Elderly Jewish Man, Holocaust survivor, Zvenyhorodka, Ukraine // © Barry Falk

Photographer

Barry Falk

The Story behind the Portrait

‘In Search of Amnesia’ is an ongoing photography research project looking into the Jewish narrative in south-east Poland and north-west Ukraine. Starting in January 2017, this long-term project is concerned with memory, how we both remember the past and how it is reinterpreted through the telling of history or buried by collective amnesia. Specifically, it is concerned with how Jewish memory is held within places that suffered atrocity and immense loss. It is also a very personal project exploring my own identity and the family story that I hold.

Ukraine is culturally and religiously significant to Jews and it is the ancestral home to many diaspora Jews in America, Canada and England. Jewish people have lived on these lands for nine millennia and it is a major pilgrimage site for Hasidic Jews. There is talk of a Jewish revival within Ukraine, with vibrant new communities in large urban areas. Nevertheless, there is still an ongoing decline in the Jewish population in the rural areas in the Kiev region, where the communities are ageing, and many younger people are emigrating to Israel.

In November 2019 I returned to Ukraine, this time concentrating on the Kiev region, formerly part of the Russian Empire and the Pale of Settlement, a region that stretched from the Baltic Sea to the Black Sea. My interest was in meeting the small Jewish communities that had survived the numerous pogroms and the Holocaust of the Second World War.

I worked with a guide, Chaim, who drove me to various small towns, some of which had been former shtetls, that still held small Jewish communities. Chaim was more than just a guide though: he has been compiling a historical website on the Jewish communities in the Kiev region for the last five or six years.

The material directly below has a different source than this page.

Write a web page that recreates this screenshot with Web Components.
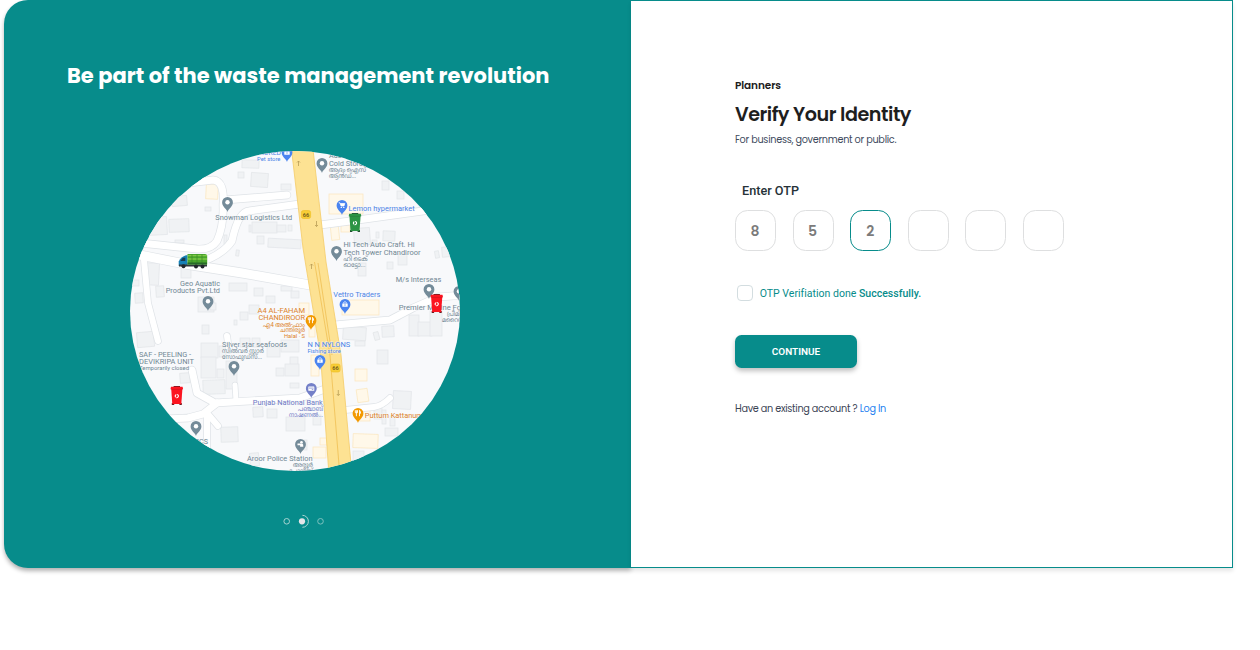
<!DOCTYPE html>
<html lang="en">
<head>
<meta charset="utf-8">
<title>Verify Your Identity</title>
<style>
body { margin: 0; background: #fff; font-family: Poppins, Inter, "Liberation Sans", sans-serif; }
</style>
</head>
<body>
<verify-page></verify-page>
<script>
const define = (name, html, setup) => {
  customElements.define(name, class extends HTMLElement {
    connectedCallback() {
      if (this.shadowRoot) return;
      const root = this.attachShadow({ mode: "open" });
      const t = document.createElement("template");
      t.innerHTML = typeof html === "function" ? html(this) : html;
      root.append(t.content.cloneNode(true));
      if (setup) setup(this, root);
    }
  });
};

/* A single line of text that fills a given width: by its size, or with the "track" attribute by letter-spacing only. */
define("fit-text", `<style>
  :host { display: block; white-space: nowrap; }
  span { display: inline-block; }
</style><span><slot></slot></span>`, (el, root) => {
  const s = root.querySelector("span");
  const target = +el.getAttribute("width");
  if (!el.hasAttribute("track")) {
    const size = parseFloat(getComputedStyle(s).fontSize);
    s.style.fontSize = (size * target / s.getBoundingClientRect().width).toFixed(2) + "px";
  }
  const n = el.textContent.length - 1;
  s.style.letterSpacing = ((target - s.getBoundingClientRect().width) / n).toFixed(3) + "px";
});

const roads = [
  ["M135 243L150 244L197 249Q211 250 217 241Q224 225 223 205Q225 181 213 180L180 184", 7],
  ["M225 200L287 195", 7],
  ["M195 264Q222 256 232 241Q238 212 249 211L300 204", 7],
  ["M135 254L145 256L185 264L242 273L310 285", 9],
  ["M320 225L365 219L430 210", 7],
  ["M335 325L390 320L413 308L438 297L465 295", 7],
  ["M144 260L148 303L158 341", 6],
  ["M192 370L197 393L215 403L300 398L325 389", 7],
  ["M165 419L188 418L203 414L217 403", 7],
  ["M207 412L207 450", 6],
  ["M207 413L218 426", 6],
  ["M235 385L236 401", 5],
  ["M345 410L374 407Q382 406 390 398", 6],
  ["M227 336L229 350", 6]
];
/* x, y, width, height, rotation */
const blocks = [
  [242,160,17,8,2],[238,172,6,6,0],[251,173,17,14,4],[281,184,10,6,0],[205,207,6,4,0],[172,196,15,10,-5],
  [169,219,20,13,-2],[145,217,22,18,-3],[175,240,9,3,0],[252,222,25,11,0],[277,225,9,7,0],[288,225,4,6,0],
  [257,236,7,8,0],[268,239,33,9,3],[224,235,3,10,0],[236,250,3,6,8],[249,225,2,7,0],
  [144,263,15,22,3],[181,268,10,10,0],[131,280,8,6,0],[135,293,8,10,-4],[156,286,8,11,-4],[198,297,16,15,0],[210,303,6,7,0],
  [229,283,18,8,0],[254,288,9,8,0],[266,296,9,7,0],[281,286,11,5,0],[291,291,8,7,0],[240,312,8,8,0],[249,305,10,9,0],[234,320,3,5,0],
  [202,325,7,9,0],[137,332,17,15,-5],[201,343,17,15,0],[219,346,7,11,0],[240,338,10,9,0],[252,338,8,9,0],[267,347,13,10,0],[281,340,18,12,0],[290,357,8,14,0],
  [180,373,10,10,-4],[201,357,15,21,0],[203,380,22,14,-2],[226,361,11,28,0],[217,369,7,9,0],[276,368,8,8,0],[285,364,14,12,0],[290,383,9,5,0],
  [253,407,10,10,-3],[267,409,10,9,0],[286,417,19,14,0],[221,427,17,15,-2],[250,453,9,13,-5],[313,415,8,10,0],[299,440,8,10,0],
  [382,181,7,9,0],[397,191,7,8,0],[383,231,12,10,2],[376,232,3,6,0],[354,228,16,17,-4],[372,240,5,6,0],[435,251,4,7,-10],[442,247,7,10,-5],
  [358,263,8,13,0],[398,254,9,11,0],[387,262,6,7,0],[343,327,23,13,4],[355,341,10,5,0],[374,332,5,8,-15],[382,326,12,11,-3],
  [377,350,11,14,0],[409,315,10,21,0],[418,322,14,14,0],[430,311,12,25,0],[393,391,18,18,3],[374,408,8,11,0],[382,410,4,14,0],[390,416,5,10,0],[385,428,13,8,0],[395,314,5,5,0],[353,451,11,10,0]
];
const shops = [
  [206,184,12,15,3],[329,194,34,20,0],[331,226,8,14,-6],[341,225,9,7,0],[351,223,8,6,0],[342,300,37,15,0],[299,303,10,12,0],
  [309,325,6,12,0],[311,355,8,21,0],[355,369,12,12,0],[357,389,11,13,-8],[353,434,25,14,2],[320,438,8,7,0],[313,447,13,11,0],[358,410,12,11,0]
];
/* x, y (tip), colour, glyph */
const S = "#748b99", B = "#4a84f0", O = "#f29900", P = "#7480c8";
const pins = [
  [227.5,212,S,"dot"],[322,173,S,"dot"],[336.5,261,S,"dot"],[208,311,S,"dot"],[429,299,S,"dot"],[459,301,S,"dot"],
  [234,376,S,"dot"],[196,436,S,"dot"],[300.5,454,S,"police"],[287,162,B,"bag"],[342,215,B,"cart"],[345,314,B,"bag"],
  [320,370,B,"bag"],[311,330,O,"fork"],[358,423,O,"fork"],[311.3,398,P,"bank"]
];
const glyph = {
  dot: `<circle cy="-9.7" r="2.2" fill="#fff"/>`,
  bag: `<path d="M-2.7 -10.6H2.7V-7.2H-2.7Z" fill="#fff"/><path d="M-1.4 -10.6V-11.5Q0 -13.2 1.4 -11.5V-10.6" fill="none" stroke="#fff" stroke-width=".8"/><path d="M-1 -9.3Q0 -8 1 -9.3" fill="none" stroke="#4a80e8" stroke-width=".6"/>`,
  cart: `<path d="M-3.3 -12.3H-2.2L-1 -9H2L2.8 -11.5H-1.8" fill="#fff" stroke="#fff" stroke-width=".7"/><circle cx="-.7" cy="-7.6" r=".7" fill="#fff"/><circle cx="1.8" cy="-7.6" r=".7" fill="#fff"/>`,
  fork: `<path d="M-1.6 -12.8V-6.8M-2.7 -12.8V-10.3H-.5V-12.8M1.5 -6.8V-12.7Q2.6 -12 2.6 -9.7H1.5" fill="none" stroke="#fff" stroke-width=".9"/>`,
  bank: `<rect x="-3" y="-11.6" width="6" height="4.4" rx=".5" fill="#fff"/><path d="M-2.4 -9.9H2.4M.5 -8.5H2" stroke="#7480c8" stroke-width=".7"/>`,
  police: `<circle cx="1" cy="-11.8" r="1.3" fill="#fff"/><path d="M-3 -10.4H1.8Q3 -10 2.8 -7.2H-.4V-8.8H-3Z" fill="#fff"/>`
};
const G = "#708793", BT = "#4c83e6", OT = "#dc8228", PT = "#6c78c4";
/* text, left, baseline, width, size, colour */
const labels = [
  ["SHORED",255,155,26,7.2,BT],["Pet store",257,160.5,23.5,5.9,BT],
  ["Snowman Logistics Ltd",215.3,220,77,7.6,G],
  ["Aadam Ice",329,158.3,34,7.6,G],["Cold Storage",329,165.5,42,7.6,G],["ആദം ഐസ്",329,172,37,6.8,G],["ആൻഡ്...",329,178,27,6.8,G],
  ["Lemon hypermarket",348.6,210.5,66,7.6,BT],
  ["Hi Tech Auto Craft. Hi",343.5,247,71,7.6,G],["Tech Tower Chandiroor",343.5,254.5,77,7.6,G],["ഹി ടെക്",343.5,260.5,24,6.8,G],["ഓട്ടോ...",343.5,266.5,22,6.8,G],
  ["M/s Interseas",395.7,281.7,45.5,7.6,G],["Premier Marine Foods",398.7,309.8,75,7.6,G],["പ്രീമിയർ",447,316,24,6.6,G],["മറൈൻ",442,322,22,6.6,G],
  ["Vettro Traders",333.3,296.5,47,7.6,BT],
  ["Geo Aquatic",180,286,40,7.6,G],["Products Pvt.Ltd",165.7,293.3,54.3,7.6,G],
  ["A4 AL-FAHAM",257.5,312.7,47.5,7.6,OT],["CHANDIROOR",258.5,320,46.5,7.6,OT],["എ4 അൽ-ഫാം",263,326.5,42,6.4,OT],["ചന്തിരൂർ",280,332.3,25,6.4,OT],["Halal · S",284,338,21,5.6,OT],
  ["Silver star seafoods",222,346.6,65,7.4,G],["സിൽവർ സ്റ്റാർ",222,352.5,42,6.6,G],["സോഫുഡ്സ്...",222,358.5,40,6.6,G],
  ["SAF - PEELING -",139,356.6,52,7.5,G],["DEVIKRIPA UNIT",139,364,55,7.5,G],["Temporarily closed",139,370.3,50,5.9,G],
  ["N N NYLONS",307.4,347,42.8,7.3,BT],["Fishing store",307.4,352.8,33.4,6,BT],
  ["Punjab National Bank",252.8,405.2,70,7.6,PT],["പഞ്ചാബ്",298,411,25,6.4,PT],["നാഷണൽ...",289,417,34,6.4,PT],
  ["Puttum Kattanum",364.8,418,58,7.6,OT],["ABCS",190,444,18,7.4,G],
  ["Aroor Police Station",247,461.3,65.5,7.6,G],["അരൂർ",293,467,20,6.4,G],["പോലീസ്",289,472.5,24,6.4,G]
];
const rects = (a, f, s) => a.map(([x,y,w,h,r]) => `<rect x="${x}" y="${y}" width="${w}" height="${h}" transform="rotate(${r} ${x+w/2} ${y+h/2})" fill="${f}" stroke="${s}" stroke-width=".7"/>`).join("");
const bin = (x, y, c, d) => `<g transform="translate(${x} ${y})"><path d="M-5 7.6H-2.6V9.4H-5ZM2.6 7.6H5V9.4H2.6ZM-3.2 -9.6H3.2V-8H-3.2Z" fill="${d}"/><path d="M-5.6 -6.6L-4.5 8.6H4.5L5.6 -6.6Z" fill="${c}"/><path d="M-5.8 -8.8H5.8L6.3 -6.2H-6.3Z" fill="${c}"/><path d="M-5.7 -6.1H5.7" stroke="${d}" stroke-opacity=".4" stroke-width=".5"/><circle cy=".6" r="1.6" fill="none" stroke="#fff" stroke-width="1.1" stroke-dasharray="2.7 .65"/></g>`;
const badge = (x, y) => `<rect x="${x-4.6}" y="${y-4}" width="9.2" height="8" rx="2" fill="#f7ce37" stroke="#eebd20" stroke-width=".6"/><text x="${x}" y="${y+2}" font-size="5.6" font-weight="600" text-anchor="middle" fill="#6f5b1c">66</text>`;

define("city-map", () => `<style>
  :host { display: block; width: 330px; height: 320px; border-radius: 50%; overflow: hidden; background: #f8f9fb; }
  svg { display: block; }
  text { font-family: Roboto, "Noto Sans Malayalam", "Noto Sans", sans-serif; }
</style>
<svg width="330" height="320" viewBox="130 151 330 320">
  ${rects(blocks, "#f0f2f4", "#e2e5e8")}${rects(shops, "#fff8e9", "#fbe6bd")}
  <g fill="none" stroke-linecap="round" stroke-linejoin="round">
    ${roads.map(([d,w]) => `<path d="${d}" stroke="#dfe3e7" stroke-width="${w+1.4}"/>`).join("")}
    ${roads.map(([d,w]) => `<path d="${d}" stroke="#fff" stroke-width="${w}"/>`).join("")}
  </g>
  <path d="M291 145L303 248L320.5 355L329 475H352L341 355L326 262L312.5 145Z" fill="#fde293" stroke="#f5cf70" stroke-width=".9"/>
  <path d="M314.5 262L330 355L339.5 471M318 263L332 355" fill="none" stroke="#f0c35a" stroke-width=".9"/>
  <g fill="none" stroke="#b99d55" stroke-width=".8"><path d="M298.5 166V161M297 162.5L298.5 161L300 162.5M316.5 221V226.5M315 225L316.5 226.5L318 225M311.5 269V264M310 265.5L311.5 264L313 265.5M338.3 390V395.5M336.8 394L338.3 395.5L339.8 394"/></g>
  ${badge(306,214.5)}${badge(335.5,368)}
  ${pins.map(([x,y,c,g]) => `<g transform="translate(${x} ${y})"><path d="M0 0C-.8 -3.2 -5.4 -5 -5.4 -9.7A5.4 5.4 0 0 1 5.4 -9.7C5.4 -5 .8 -3.2 0 0Z" fill="${c}"/>${glyph[g]}</g>`).join("")}
  ${labels.map(([t,x,y,w,s,c]) => `<text x="${x}" y="${y}" textLength="${w}" lengthAdjust="spacingAndGlyphs" font-size="${s}" fill="${c}" stroke="#f8f9fb" stroke-width="1.2" stroke-opacity=".6" paint-order="stroke">${t}</text>`).join("")}
  ${bin(355,222.5,"#2c9444","#234c30")}${bin(436.7,303.5,"#fb1420","#6a1a20")}${bin(176.8,395.5,"#fb1420","#6a1a20")}
  <g transform="translate(178 253)">
    <path d="M.7 8.5Q3 3.5 8 2.2H9.5V13H.7Z" fill="#1680b6"/><path d="M2.3 8L4.8 4.7H7.3V8Z" fill="#173c50"/><path d="M1 11.5H29V13.5H1Z" fill="#30373d"/>
    <path d="M9.5 1H27Q29.5 1 29.2 4V11.5H9.5Z" fill="#4aa62d"/><path d="M10 2.6H29M10 6H29" stroke="#7fca45" stroke-width="1.3"/><path d="M14 1.5V11M19 1.5V11M24 1.5V11" stroke="#398826" stroke-width=".7"/>
    <path d="M9.5 9.5H29V11.5H9.5Z" fill="#276b29"/><circle cx="5.5" cy="13.3" r="2" fill="#20262b"/><circle cx="18" cy="13.5" r="2" fill="#20262b"/><circle cx="24.5" cy="13.5" r="2" fill="#20262b"/>
  </g>
</svg>`);

define("slide-dots", `<style>:host { display: block; height: 16px; } svg { display: block; }</style>
<svg width="46" height="16" fill="none" stroke="#a6d3d1" stroke-width="1"><circle cx="5.7" cy="8.3" r="2.8"/><circle cx="21" cy="8.3" r="3.1" fill="#e4e5e8" stroke="none"/><path d="M21.4 2.3A6 6 0 0 1 21.4 14.3"/><circle cx="39.5" cy="8.3" r="2.8" stroke="#7dc2bf"/></svg>`);

define("promo-panel", `<style>
  :host { box-sizing: border-box; display: flex; flex-direction: column; width: 627px; height: 568px; background: #078c8b; border-radius: 24px 0 0 24px; box-shadow: 0 3px 4px rgba(0,0,0,.3); }
  .title { margin: 59px 0 0 63px; height: 34px; font: 700 21.5px/34px Poppins, Inter, sans-serif; color: #fff; }
  city-map { margin: 58px 0 0 126px; }
  slide-dots { margin: 42px 0 0 277px; }
</style>
<fit-text class="title" width="482.5">Be part of the waste management revolution</fit-text>
<city-map></city-map><slide-dots></slide-dots>`);

define("otp-cell", `<style>
  :host { box-sizing: border-box; width: 41px; height: 41.4px; display: flex; align-items: center; justify-content: center; border: 1px solid #dedfe0; border-radius: 12.5px; font: 600 14px/20px Poppins, Inter, sans-serif; color: #7b7b7b; background: #fff; padding: 1px 1px 0 0; }
  :host([active]) { border-color: #078c8b; }
</style><slot></slot>`);

define("otp-form", `<style>
  :host { box-sizing: border-box; display: flex; flex-direction: column; width: 602px; height: 568px; padding: 76px 0 0 104px; border: 1px solid #078c8b; border-left: 0; background: #fff; box-shadow: 0 3px 4px rgba(0,0,0,.1); }
  fit-text { flex: none; }
  .role { height: 17px; font: 600 10.5px/17px Poppins, Inter, sans-serif; color: #1c1c1c; }
  .head { height: 30px; margin-top: 6px; font: 600 19.2px/30px Poppins, Inter, sans-serif; color: #1e1e1e; }
  .sub { height: 16px; margin-top: 2px; font: 400 9.7px/16px Poppins, Inter, sans-serif; color: #404a5d; }
  .label { height: 18px; margin: 34px 0 0 7px; font: 500 12.3px/18px Roboto, sans-serif; color: #263238; }
  .cells { display: flex; gap: 16.6px; margin-top: 9.6px; }
  .check { display: flex; align-items: center; height: 18px; margin-top: 33.4px; padding-left: 1.5px; color: #078c8b; font: 400 10.8px/18px Roboto, sans-serif; }
  .check fit-text { padding-top: 1.4px; }
  .box { box-sizing: border-box; width: 16px; height: 16px; margin-right: 7.2px; border: 1px solid #d3dde0; border-radius: 4px; }
  b { font-weight: 500; }
  button { display: flex; align-items: center; justify-content: center; width: 122px; height: 33px; margin: 33px 0 0; padding: 1px 0 0; border: 0; border-radius: 6.5px; background: #078c8b; color: #fff; box-shadow: 0 3px 5px rgba(0,0,0,.25); font: 600 9.8px/14px Roboto, sans-serif; }
  .login { display: flex; margin-top: 33px; gap: 2.5px; font: 400 9.7px/16px Poppins, Inter, sans-serif; color: #3a4354; }
  a { color: #1e80f0; }
</style>
<fit-text class="role" track width="46">Planners</fit-text>
<fit-text class="head" track width="176.5">Verify Your Identity</fit-text>
<fit-text class="sub" track width="161.5">For business, government or public.</fit-text>
<fit-text class="label" width="57">Enter OTP</fit-text>
<div class="cells"><otp-cell>8</otp-cell><otp-cell>5</otp-cell><otp-cell active>2</otp-cell><otp-cell></otp-cell><otp-cell></otp-cell><otp-cell></otp-cell></div>
<div class="check"><span class="box"></span><fit-text width="161">OTP Verifiation done <b>Successfully.</b></fit-text></div>
<button><fit-text width="48.5">CONTINUE</fit-text></button>
<div class="login"><fit-text track width="122.5">Have an existing account ?</fit-text><a><fit-text track width="26.5">Log In</fit-text></a></div>`);

define("verify-page", `<style>:host { display: flex; padding-left: 4px; height: 650px; box-sizing: border-box; align-items: flex-start; }</style><promo-panel></promo-panel><otp-form></otp-form>`);
</script>
</body>
</html>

He’d agreed to take me on a 4-day tour of the region, a scratching of the surface, and I’d specified that I wanted to meet Jewish people, heads of communities, old and young. My specific request was to visit the still existing Jewish communities; I wasn’t seeking to catalogue old synagogues or Jewish cemeteries.

In Zvenyhorodka we met Leonid Brasavskiy, head of the Jewish community who agreed to introduce me to others to see if they would meet me to chat and perhaps be open to being photographed. I was then driven through the small town, trusting completely to my guides, with no clear idea of whom I was going to be introduced to. The first person I met was Elena Alekseevn, a practising Jew though her family was not observant; she was caring for her grandson whilst her daughter and son-in-law worked on a cruise ship in the Crimea.

The second person we visited was an elderly gentleman, featured in the image, a 91 years old man who was very frail and virtually bedridden. When I entered the house, he got up to greet me but his wife instructed him to sit back down again and ushered me into his bedroom. Chaim informed me that he was non-practising and that his wife was not Jewish, however, there was no time to talk just to take pictures. I later learned from Chaim, who had continued a conversation, whilst I took the photos, that he was a Holocaust survivor. I was very aware of his frailty and of my intrusion into their home but also humbled by their openness to me as a stranger, a foreigner with a camera. The man looked at me with his enigmatic face, staring amiably as if used to being photographed, framed by the backdrop of a swooning swan that spanned over him, wings outstretched, like a vision of heaven.

Although our meeting was brief, having this rare opportunity to meet this man & family hugely enriched the wider project. It is this layering of history, both the memories and the inevitable amnesia, that is the contextual soil in which this project sits.

 

 

 

 

…this long-term project is concerned with memory, how we both remember the past and how it is reinterpreted through the telling of history or buried by collective amnesia. Specifically, it is concerned with how Jewish memory is held within places that suffered atrocity and immense loss. It is also a very personal project exploring my own identity and the family story that I hold.

Bio

Barry Falk is a UK based photographer exploring a range of issues related to the psychological sense of self, how this is embodied in certain spaces and held in particular places that have undergone collective trauma and loss. He has documented key science research centres that are at the forefront of scientific research, asking the questions of what it means to be conscious, sentient and human. He has also focused more extensively on locations further afield, specifically Eastern Europe.

Recently he completed a short Covid-19 Project, titled Undiagnosed, taking portraits of friends and neighbours within walking distance of where he lives, between the period of the first Prime Minister’s ‘stay at home’ speech on 16th March 2020 and his second ‘stay at home go to work’ speech on 10th May 2020.

He is a member of the MAP6 Collective, a group of 9 photographers who create collective, photographic impressions of different places through its landscape and people.